A new book goes inside that most secret of spaces, the designer's studio
Studio Culture: The Secret Life of the Design Studio

Studio Culture, designed by Ian Macfarlane at Spin Design

edited by Tony Brook & Adrian Shaughnessy
Studio Culture: The Secret Life of the Design Studio
published by Unit Editions
£24

Why are studios so fascinating? It’s a question that Adrian Shaughnessy and Tony Brook address in Studio Culture, a new book about the graphic designer’s studio that, with its cool, considered design by Spin, is 315 pages of graphic design porn with a difference – useful content.

In an introduction that sets an enjoyable and insightful tone for a book made up of revealing quotes from designers alongside snapshots of their studio, a series of in-depth interviews, and an extensive album of studio portraits, Shaughnessy defines the design studio as ‘a combination of three things: the physical space, the people who occupy that space, and the work they produce.’ It’s a succinct and useful definition that sums up our fascination with studios as largely private spaces we don’t normally get to see in which people create things. The great thing about the spaces described and revealed in Studio Culture is that we can stare to our hearts’ content and nobody minds.

It’s rare to hear designers talk publicly about the ways in which they develop and run their studios, so the 28 penetrating interviews with creative heads of studios are welcome, particularly as they deal with not only the mechanics of building and maintaining a vibrant studio culture, but also the philosophies, hopes, backgrounds and direction of each studio. The accompanying shots reveal as much in their similarities as their differences, and while Europe predominates with intimate studios like Fuel (London), Coast (Belgium), Mucho (Spain), Surface (Germany) and R2 (Portugal), big names feature too, including Doyle Partners and Milton Glaser in the US and, back in Europe, Eden Spiekermann in Germany and Holland and 4Creative in the UK.

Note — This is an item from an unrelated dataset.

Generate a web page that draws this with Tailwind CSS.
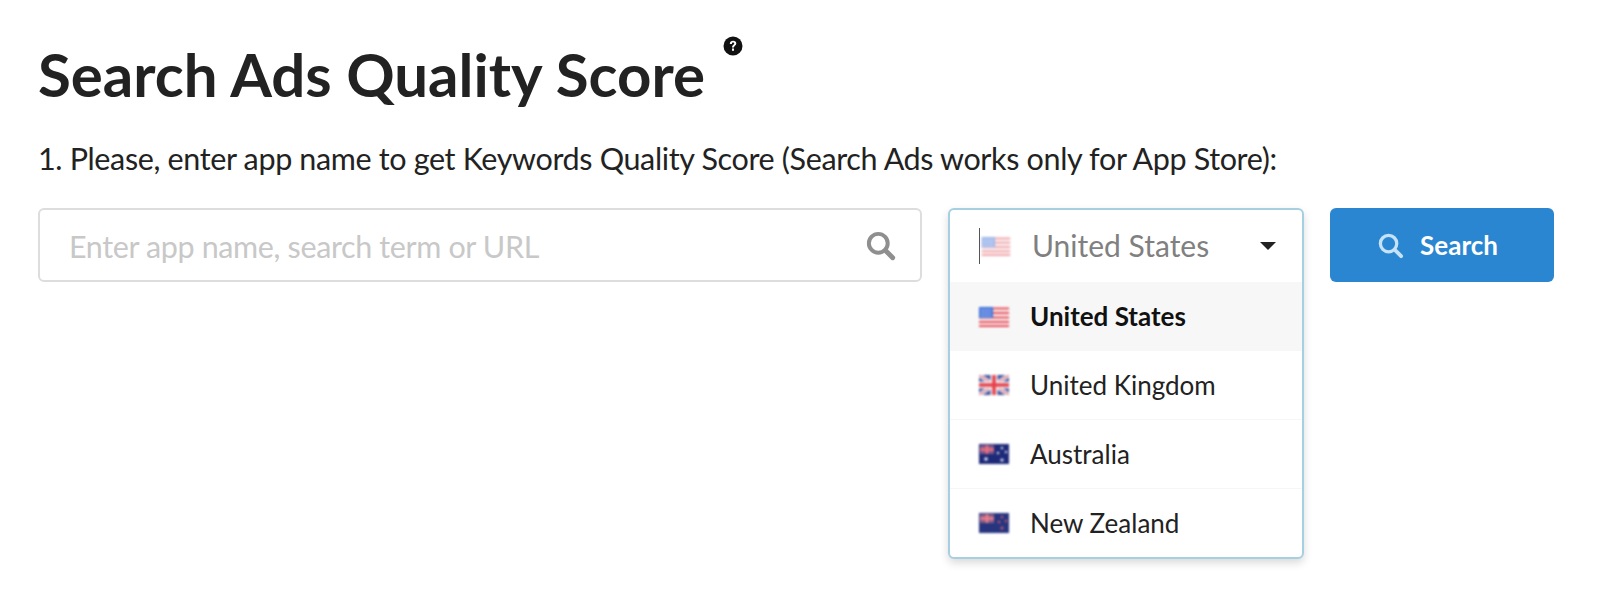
<!DOCTYPE html>
<html lang="en">
<head>
    <meta charset="UTF-8">
    <title>Search Ads Quality Score</title>
    <script src="https://cdn.jsdelivr.net/npm/@tailwindcss/browser@4"></script>
</head>
<body class="bg-white h-[608px] overflow-hidden font-['Lato',sans-serif] text-[#222222]">
    <div class="pl-[38px] pr-[45px] pt-[32px]">
        <div class="flex items-start">
            <h1 class="text-[60px] leading-[84px] font-bold">Search Ads Quality Score</h1>
            <svg class="w-[20px] h-[20px] ml-[18px] mt-[4px]" viewBox="0 0 20 20">
                <circle cx="10" cy="10" r="9.5" fill="#111"/>
                <path d="M6.8 8 C6.8 5.8 8.3 4.8 10.1 4.8 C12 4.8 13.3 5.9 13.3 7.5 C13.3 9.6 10.9 9.7 10.9 11.6 L9 11.6 C9 9 11.2 8.9 11.2 7.6 C11.2 7 10.8 6.6 10.1 6.6 C9.3 6.6 8.9 7.1 8.9 8 Z M9 12.6 H11 V14.8 H9 Z" fill="#fff"/>
            </svg>
        </div>
        <p class="mt-[24px] text-[30.5px] tracking-[-0.35px] leading-[36px]">1. Please, enter app name to get Keywords Quality Score (Search Ads works only for App Store):</p>
        <div class="mt-[32px] flex items-start">
            <div class="w-[884px] h-[74px] border-2 border-[#dddddd] rounded-[6px] flex items-center pl-[29px] pr-[24px]">
                <span class="flex-1 pt-[3px] text-[30.5px] tracking-[-0.37px] text-[#c8c8c8]">Enter app name, search term or URL</span>
                <svg class="w-[31px] h-[31px]" viewBox="0 0 28 28" fill="none" stroke="#8f8f8f">
                    <circle cx="12" cy="12" r="8.5" stroke-width="3.6"/>
                    <path d="M18.5 18.5 L25 25" stroke-width="4.4" stroke-linecap="round"/>
                </svg>
            </div>
            <div class="relative w-[356px] h-[74px] ml-[26px]">
                <div class="absolute top-0 left-0 w-[356px] bg-white border-2 border-[#a6d0e2] rounded-[6px] shadow-[0_4px_8px_rgba(0,0,0,0.15)]">
                    <div class="h-[72px] flex items-center pl-[29px] pr-[26px]">
                        <span class="w-px h-[36px] bg-[#555555]"></span>
                        <svg class="w-[30px] h-[19px] ml-px opacity-50 blur-[0.8px]" viewBox="0 0 30 20">
                            <rect width="30" height="20" fill="#f5f0f0"/>
                            <path d="M0 1.5H30M0 6H30M0 10.5H30M0 15H30M0 19H30" stroke="#e8505b" stroke-width="2"/>
                            <rect width="14" height="11" fill="#3f6fd8"/>
                            <path d="M2 3h10M2 6h10M2 9h10" stroke="#dfe8ff" stroke-width="1.4" stroke-dasharray="1.4 1.4"/>
                        </svg>
                        <span class="flex-1 ml-[21px] pb-[2px] text-[30px] text-[#808080]">United States</span>
                        <span class="w-0 h-0 border-x-[8px] border-x-transparent border-t-[8px] border-t-[#222222]"></span>
                    </div>
                    <div class="h-[69px] bg-[#f7f7f7] flex items-center pl-[29px] text-[26px] font-bold text-[#111111]">
                        <svg class="w-[30px] h-[20px] mr-[21px] blur-[0.8px]" viewBox="0 0 30 20">
                            <rect width="30" height="20" fill="#f5f0f0"/>
                            <path d="M0 1.5H30M0 6H30M0 10.5H30M0 15H30M0 19H30" stroke="#e8505b" stroke-width="2"/>
                            <rect width="14" height="11" fill="#3f6fd8"/>
                            <path d="M2 3h10M2 6h10M2 9h10" stroke="#dfe8ff" stroke-width="1.4" stroke-dasharray="1.4 1.4"/>
                        </svg>
                        United States
                    </div>
                    <div class="h-[69px] border-b border-[#f6f6f6] flex items-center pl-[29px] text-[26px]">
                        <svg class="w-[30px] h-[20px] mr-[21px] blur-[0.8px]" viewBox="0 0 30 20">
                            <rect width="30" height="20" fill="#45549c"/>
                            <path d="M0 0L30 20M30 0L0 20" stroke="#eeeef4" stroke-width="4"/>
                            <path d="M0 0L30 20M30 0L0 20" stroke="#e8707c" stroke-width="1.2"/>
                            <path d="M15 0V20M0 10H30" stroke="#f2f0f4" stroke-width="7"/>
                            <path d="M15 0V20M0 10H30" stroke="#e8404a" stroke-width="3.6"/>
                        </svg>
                        United Kingdom
                    </div>
                    <div class="h-[69px] border-b border-[#f6f6f6] flex items-center pl-[29px] text-[26px]">
                        <svg class="w-[30px] h-[20px] mr-[21px] blur-[0.8px]" viewBox="0 0 30 20">
                            <rect width="30" height="20" fill="#1e2a78"/>
                            <rect x="1" y="1" width="14" height="9" fill="#7d5a8e"/>
                            <path d="M8 1V10M1 5.5H15" stroke="#f0707c" stroke-width="2.4"/>
                            <circle cx="7" cy="15" r="1.8" fill="#dfe4f5"/>
                            <circle cx="23" cy="4" r="1.2" fill="#dfe4f5"/>
                            <circle cx="27" cy="8" r="1.2" fill="#dfe4f5"/>
                            <circle cx="19" cy="9" r="1.2" fill="#dfe4f5"/>
                            <circle cx="23" cy="16" r="1.6" fill="#dfe4f5"/>
                        </svg>
                        Australia
                    </div>
                    <div class="h-[68px] flex items-center pl-[29px] text-[26px]">
                        <svg class="w-[30px] h-[20px] mr-[21px] blur-[0.8px]" viewBox="0 0 30 20">
                            <rect width="30" height="20" fill="#27357f"/>
                            <rect x="1" y="1" width="14" height="9" fill="#8a5f88"/>
                            <path d="M8 1V10M1 5.5H15" stroke="#f0808a" stroke-width="2.4"/>
                            <circle cx="23" cy="4" r="1.3" fill="#c8586e"/>
                            <circle cx="27" cy="8" r="1.3" fill="#c8586e"/>
                            <circle cx="20" cy="9" r="1.3" fill="#c8586e"/>
                            <circle cx="23" cy="15" r="1.5" fill="#c8586e"/>
                        </svg>
                        New Zealand
                    </div>
                </div>
            </div>
            <button class="ml-[26px] w-[224px] h-[74px] pr-[9px] bg-[#2a86d1] rounded-[6px] flex items-center justify-center text-white text-[26px] font-bold">
                <svg class="w-[27px] h-[27px] mr-[16px]" viewBox="0 0 28 28" fill="none" stroke="#c5e2f6">
                    <circle cx="12" cy="12" r="8.5" stroke-width="3.4"/>
                    <path d="M18.5 18.5 L25 25" stroke-width="4" stroke-linecap="round"/>
                </svg>
                Search
            </button>
        </div>
    </div>
</body>
</html>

But it’s in the final section of the book that the real big guns come out. Here, a collection of studio portraits ranging from the historical to contemporary make great photographs in their own right, but add that these are the spaces inhabited by the likes of Alan Fletcher, FHK Henrion, Mark Farrow, Ed Fella, Jessica Helfand, Domenic Lippa and Peter Saville, and they amount to much more than the sum of their parts. The same is true of Studio Culture. If ultimately by seeing the space we somehow hope to understand the nature of magic, of what it means to make things, this book goes some way towards helping us do that.